Revenue argues that its director correctly ruled that the "effective date" of a compliance schedule is the date which the schedule is issued, i.e., the issuance date. Respondents argue that the Superior Court correctly ruled that the "effective date" is the date on which the pollution control facility finally is in operation as required by the schedule, i.e., the operative date. However, we believe that the "effective date" mentioned in RCW 82.34.010(5) is neither the issuance date nor the operative date.
We look to the intention of the legislature to resolve this issue. While statutory exceptions from taxing laws are construed narrowly, Evergreen-Washelli Memorial Park Co. v. Department of Revenue, 89 Wn.2d 660, 663, 574 P.2d 735 (1978), we have on a previous occasion harmonized the words and provisions of RCW 82.34 to ascertain legislative intent. Publishers Forest Prods. Co. v. State, 81 Wn.2d 814, 816-19, 505 P.2d 453 (1973). In Publishers, we harmonized RCW 82.34's various provisions to find the legislature's intent to permit the assignment of pollution control tax exemption and credit certificates. When we harmonize the various provisions of RCW 82.34 here, we find that the term "effective date" in RCW 82.34.010(5) was meant by the legislature to refer to a compliance schedule's date for completion of engineering.
A compliance schedule establishes a timetable within which a specific plant or source of pollution must control its emission of pollutants to comply with the general emission standards adopted by DOE and SWAPCA. A compliance schedule normally includes four dates for (a) completion of engineering; (b) ordering of equipment; (c) installation of equipment; (d) final and full compliance with control order. Date (a), the engineering completion date, is *280the schedule's "effective date." This result is compelled by the harmonization of RCW 82.34.
Although DOE and SWAPCA do not have authority to require the installation of any particular pollution control equipment, they do review proposed engineering plans to determine adequacy and speediness of installation and operation. Likewise, they oversee the proper installation of equipment.
The record here indicates that frequently the engineering — the first step in the compliance process — is neither set for completion nor approved by DOE or SWAPCA until more than a year after the issuance of the compliance order. If certificate applications must be filed within 1 year of this issuance date, as appellant argues, a number of taxpayers therefore cannot comply with RCW 82.34's other provisions. The result is disharmony in the statute.
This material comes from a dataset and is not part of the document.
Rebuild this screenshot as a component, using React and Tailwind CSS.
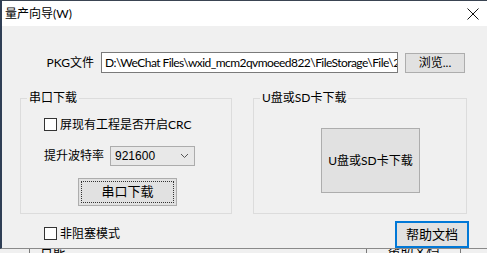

For example, the application procedure for a pollution control tax exemption and credit certificate is outlined in RCW 82.34.020. That section provides:
An application for a certificate shall be filed with the department in such manner and in such form as may be prescribed by the department. The application shall contain estimated or actual costs, plans and specifications of the facility including all materials incorporated or to be incorporated therein and a list describing, and showing the cost, of all equipment acquired or to be acquired by the applicant for the purpose of pollution control, together with the operating procedure for the facility, or a time schedule for the acquisition and installation or attachment of the facility and the proposed operating procedure for such facility.
Here, because LF's engineering due date was 16 months after issuance of its compliance schedule, it could not possibly within 1 year from the issuance date provide Revenue with "estimated or actual costs, plans and specifications,11 "materials incorporated or to be incorporated," "equipment acquired or to be acquired," or "the operating procedure . . . and the proposed operating procedure." And, while *281IP's engineering due date was within 3 months of the issuance date of the compliance schedule, it could not possibly provide Revenue with RCW 82.34.020 data within 1 year of the issuance date because its engineering plans were not approved by SWAPCA until 18 months after that date. This result does not harmonize with RCW 82.34.020.
Moreover, if certificate applications must be filed within 1 year of the operative date, as respondents argue, then RCW 82.34.020's mention of estimated costs, plans and specifications is meaningless. This result creates disharmony in RCW 82.34 since effect must be given, if possible, to every word in a statute. Metcalf v. Department of Motor Vehicles, 11 Wn. App. 819, 822, 525 P.2d 819 (1974); 2A C. Sands, Sutherland's Statutory Construction § 46.06, at 63 (4th ed. 1973).
We hold that, under RCW 82.34.010(5), IP and LF had 1 year from the date on which engineering for their plants was to be completed to make timely applications for pollution control tax exemption and credit certificates. We remand the cause to process respondents' applications in accord with the view expressed herein.
Utter, C.J., and Stafford, Wright, Horowitz, Dolliver, and Hicks, JJ., concur.